Northern Prairie Wildlife Research Center
The beautiful closed or "bottle" gentian is one of our showiest late-season flowers. The plant is restricted to the eastern half of North Dakota, but is generally distributed from Saskatchewan to Quebec and southward to Georgia and Arkansas.
A perennial, closed gentian is at home in rich low prairies, meadows, and woodland openings. Heavy yellow roots penetrate deeply underground. Plants attain a height of two feet on favorable sites. Pairs of 1 to 3-inch-long leaves are found along the full length of the rather stout stems. Amid the upper pairs of leaves appear clusters of up to a dozen blue flowers. Each flower has a pleated appearance and is about 1 1/2 inches long. The flowers appear closed due to inward-projecting lobes at the tops of the united petals.

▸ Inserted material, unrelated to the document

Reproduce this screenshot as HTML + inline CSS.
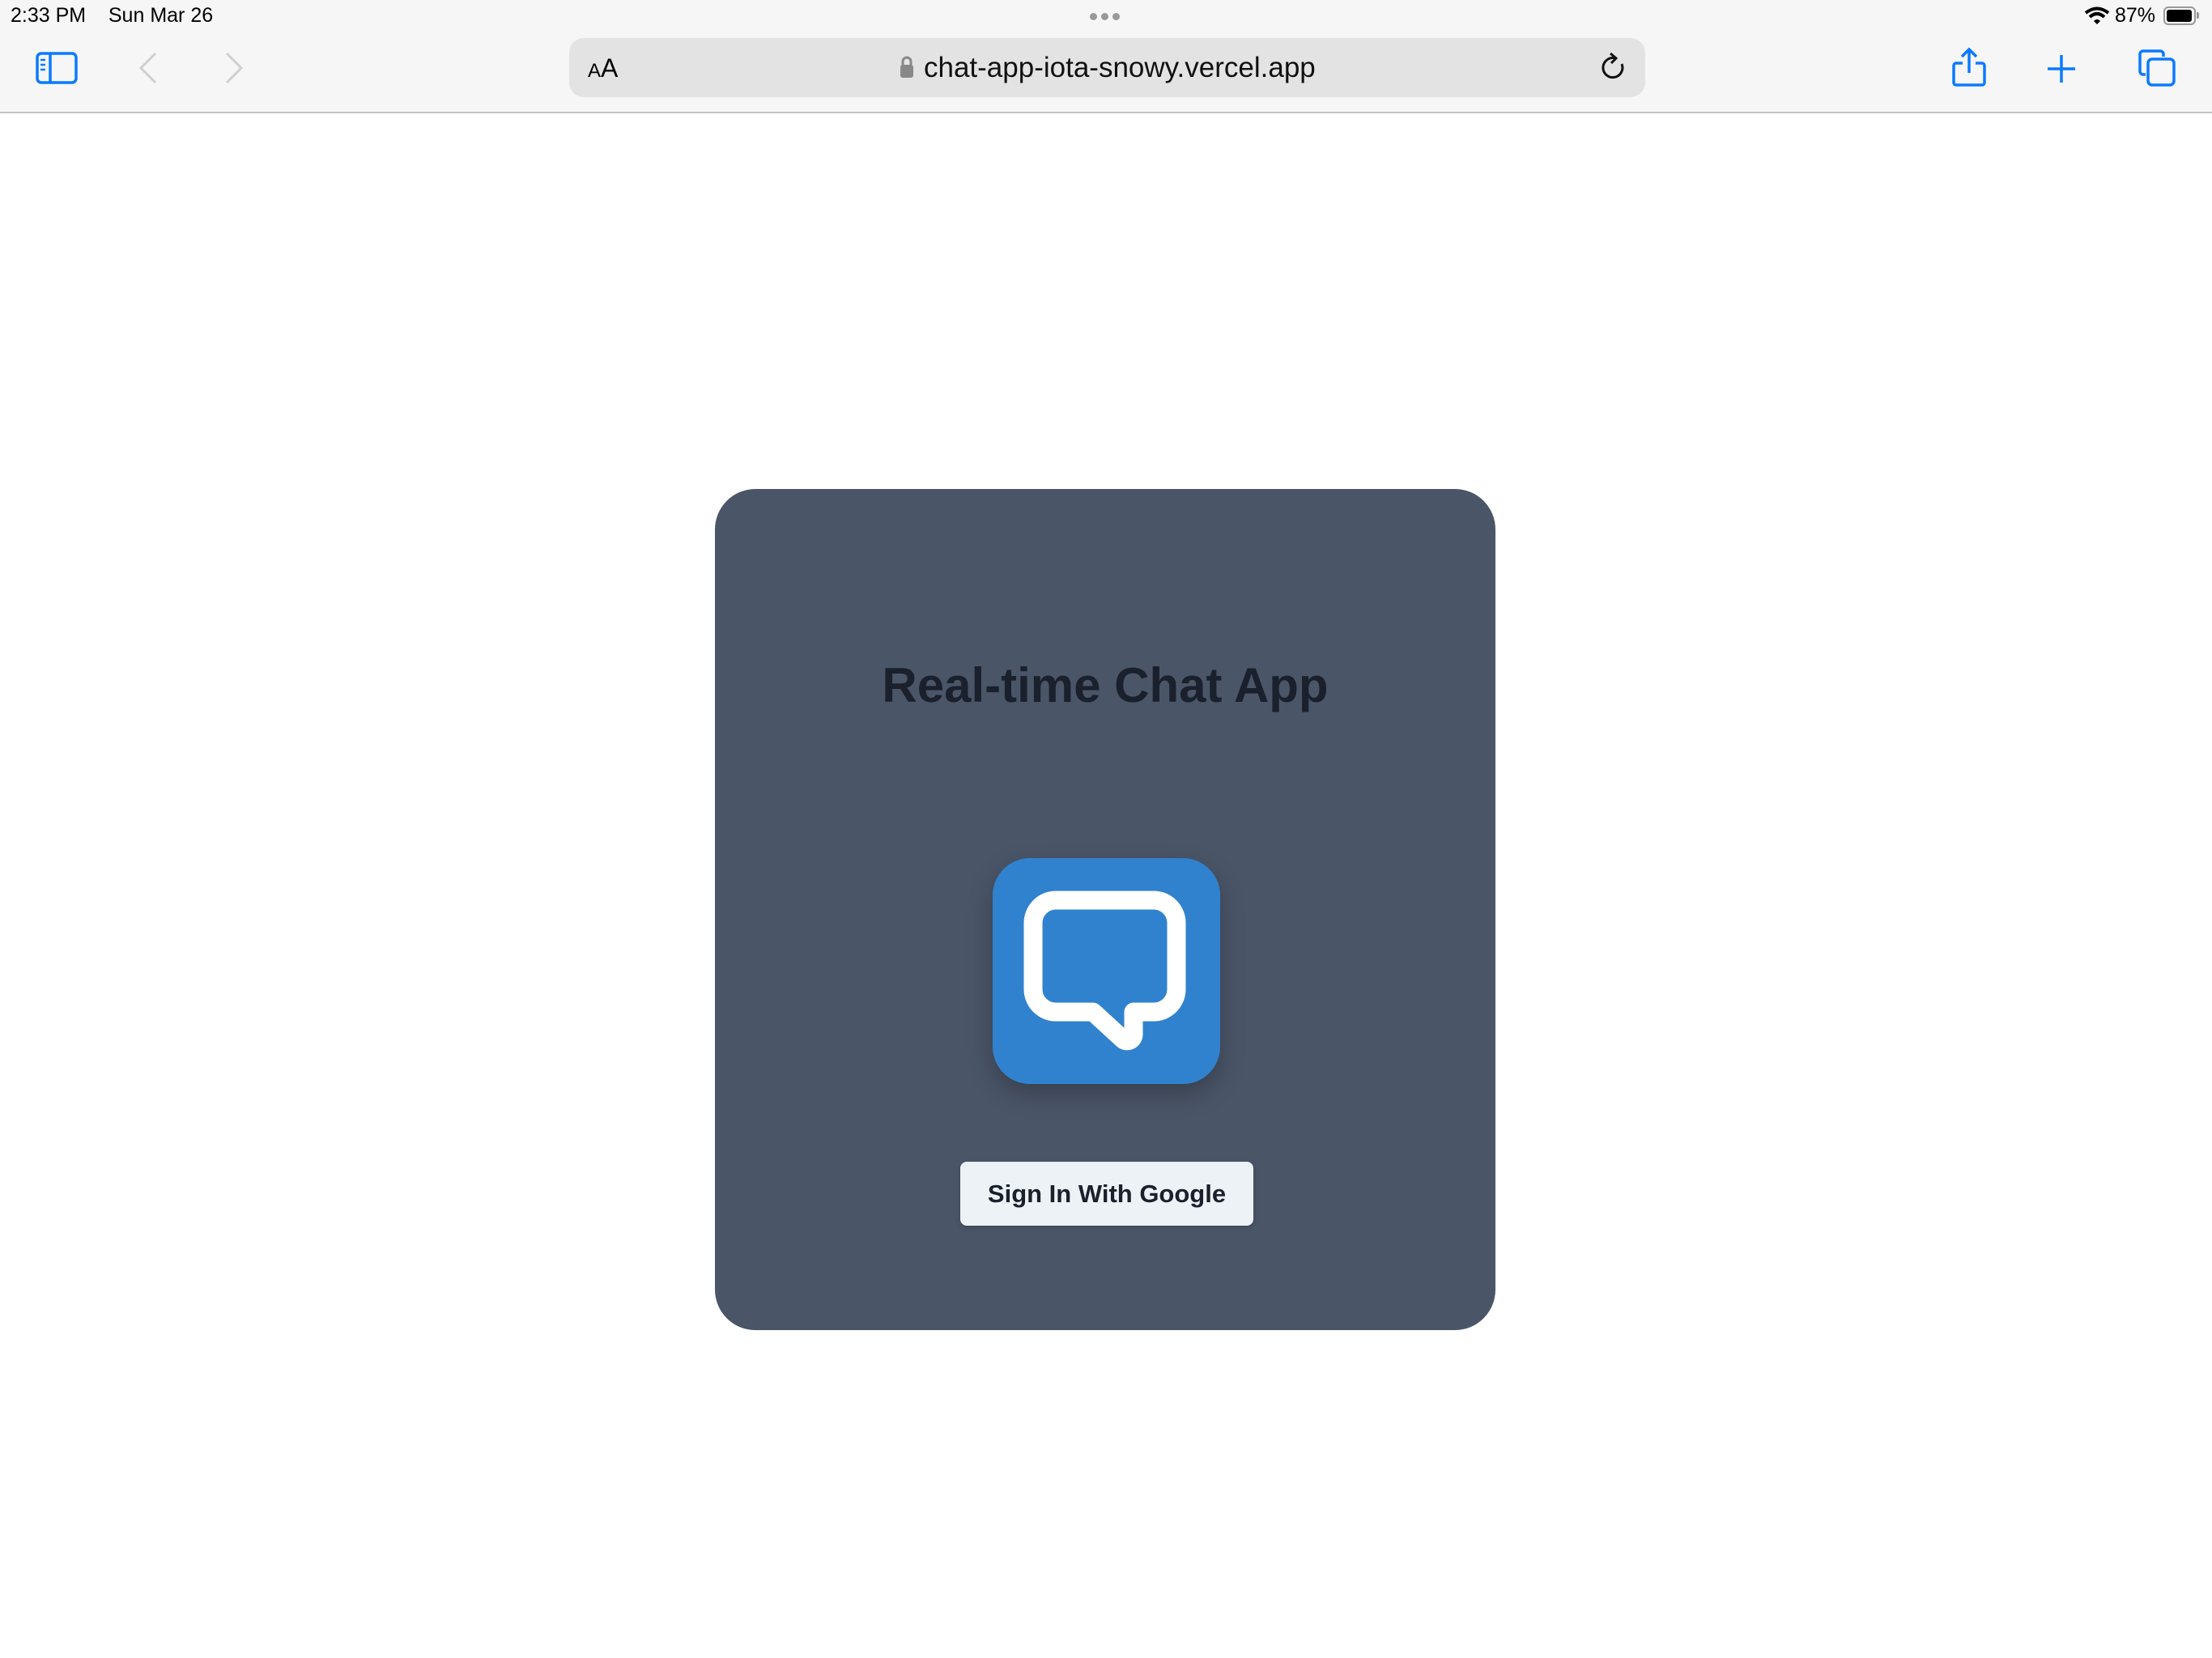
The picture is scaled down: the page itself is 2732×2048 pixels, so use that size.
<!DOCTYPE html>
<html><head><meta charset="utf-8"><style>
*{margin:0;padding:0;box-sizing:border-box}
body{width:2732px;height:2048px;background:#fff;position:relative;overflow:hidden;font-family:"Liberation Sans",sans-serif}
.top{position:absolute;left:0;top:0;width:2732px;height:140px;background:#f6f6f6;border-bottom:2px solid #c4c4c4}
.st{position:absolute;top:5px;font-size:25px;color:#000}
.url{position:absolute;left:703px;top:47px;width:1329px;height:73px;background:#e3e3e3;border-radius:18px}
.card{position:absolute;left:883px;top:604px;width:964px;height:1039px;background:#4a5568;border-radius:50px}
h1{position:absolute;left:0;width:964px;top:208px;text-align:center;font-size:60px;font-weight:bold;color:#1a202c}
.icon{position:absolute;left:343px;top:456px;width:281px;height:279px;background:#3182ce;border-radius:46px;box-shadow:0 12px 30px rgba(0,0,0,.25)}
.btn{position:absolute;left:303px;top:831px;width:362px;height:79px;background:#edf2f7;border-radius:8px;text-align:center;line-height:79px;font-size:31px;font-weight:bold;color:#1a202c;box-shadow:0 2px 6px rgba(0,0,0,.2)}
</style></head><body>
<div class="top">
<div class="st" style="left:13px">2:33 PM&nbsp;&nbsp;&nbsp;&nbsp;Sun Mar 26</div>
<div style="position:absolute;left:1346px;top:16px;width:40px;height:10px">
<span style="position:absolute;left:0;width:9px;height:9px;border-radius:50%;background:#999"></span>
<span style="position:absolute;left:14px;width:9px;height:9px;border-radius:50%;background:#999"></span>
<span style="position:absolute;left:28px;width:9px;height:9px;border-radius:50%;background:#999"></span></div>
<svg style="position:absolute;left:2574px;top:8px" width="32" height="22" viewBox="0 0 32 22"><path d="M2 8 Q16 -3 30 8" stroke="#000" stroke-width="4" fill="none"/><path d="M7 13 Q16 5 25 13" stroke="#000" stroke-width="4" fill="none"/><path d="M12 18 L16 22 L20 18 Q16 14 12 18Z" fill="#000"/></svg>
<div class="st" style="left:2612px">87%</div>
<div style="position:absolute;left:2672px;top:8px;width:40px;height:23px;border:2px solid #999;border-radius:6px;padding:2px"><div style="width:31px;height:15px;background:#000;border-radius:3px"></div></div>
<div style="position:absolute;left:2713px;top:15px;width:3px;height:8px;background:#999;border-radius:0 2px 2px 0"></div>
<svg style="position:absolute;left:44px;top:64px" width="52" height="40" viewBox="0 0 52 40"><rect x="2" y="2" width="48" height="36" rx="5" fill="none" stroke="#0a7aff" stroke-width="3.5"/><line x1="18" y1="2" x2="18" y2="38" stroke="#0a7aff" stroke-width="3.5"/><line x1="6" y1="10" x2="12" y2="10" stroke="#0a7aff" stroke-width="2.5"/><line x1="6" y1="16" x2="12" y2="16" stroke="#0a7aff" stroke-width="2.5"/><line x1="6" y1="22" x2="12" y2="22" stroke="#0a7aff" stroke-width="2.5"/></svg>
<svg style="position:absolute;left:170px;top:64px" width="26" height="40"><path d="M22 2 L4 20 L22 38" stroke="#cfcfcf" stroke-width="3" fill="none"/></svg>
<svg style="position:absolute;left:276px;top:64px" width="26" height="40"><path d="M4 2 L22 20 L4 38" stroke="#cfcfcf" stroke-width="3" fill="none"/></svg>
<div class="url">
<div style="position:absolute;left:23px;top:19px;font-size:32px;color:#000"><span style="font-size:24px">A</span>A</div>
<svg style="position:absolute;left:407px;top:21px" width="20" height="30" viewBox="0 0 20 30"><path d="M5 13 V8 a5 5 0 0 1 10 0 V13" stroke="#888" stroke-width="3" fill="none"/><rect x="2" y="12" width="16" height="16" rx="3" fill="#888"/></svg>
<div style="position:absolute;left:438px;top:17px;font-size:35px;color:#111">chat-app-iota-snowy.vercel.app</div>
<svg style="position:absolute;left:1272px;top:18px" width="34" height="38" viewBox="0 0 34 38"><path d="M20 7 A12 12 0 1 0 28 14" stroke="#111" stroke-width="3" fill="none"/><path d="M14 1 L21 7 L15 13" stroke="#111" stroke-width="3" fill="none"/></svg>
</div>
<svg style="position:absolute;left:2410px;top:58px" width="44" height="50" viewBox="0 0 44 50"><path d="M14 20 H6 a3 3 0 0 0 -3 3 V44 a3 3 0 0 0 3 3 H38 a3 3 0 0 0 3 -3 V23 a3 3 0 0 0 -3 -3 H30" stroke="#0a7aff" stroke-width="3.5" fill="none"/><path d="M22 32 V3 M13 12 L22 3 L31 12" stroke="#0a7aff" stroke-width="3.5" fill="none"/></svg>
<svg style="position:absolute;left:2527px;top:66px" width="38" height="38"><path d="M19 2 V36 M2 19 H36" stroke="#0a7aff" stroke-width="3.5"/></svg>
<svg style="position:absolute;left:2640px;top:60px" width="48" height="48" viewBox="0 0 48 48"><path d="M10 32 H7 a4 4 0 0 1 -4 -4 V7 a4 4 0 0 1 4 -4 H28 a4 4 0 0 1 4 4 V10" stroke="#0a7aff" stroke-width="3.5" fill="none"/><rect x="13" y="13" width="32" height="32" rx="5" stroke="#0a7aff" stroke-width="3.5" fill="none"/></svg>
</div>
<div class="card">
<h1>Real-time Chat App</h1>
<div class="icon">
<svg width="281" height="279" viewBox="0 0 281 279"><path d="M78 52 H199 a28 28 0 0 1 28 28 V162 a28 28 0 0 1 -28 28 H174 V218 a8 8 0 0 1 -14 5 L124 190 H78 a28 28 0 0 1 -28 -28 V80 a28 28 0 0 1 28 -28Z" fill="none" stroke="#fff" stroke-width="23" stroke-linejoin="round"/></svg>
</div>
<div class="btn">Sign In With Google</div>
</div>
</body></html>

Look for closed gentian in September and sometimes well into October. This plant does best in idle or lightly grazed situations in the grasslands. Amerindians in Wisconsin used the roots for snakebite; others have employed the root extract as a tonic bitter used to promote the appetite and stimulate digestion.
The gentian family (Gentianaceae) derives its name from King Gentius of Illyria who, according to Pliny, discovered the medicinal virtues of these plants. The species was first described for science by the German botanist Professor August Grisebach (1814-1879), who dedicated the specific epithet to Henry Andrews (1794-1830), an eminent English botanical artist and engraver.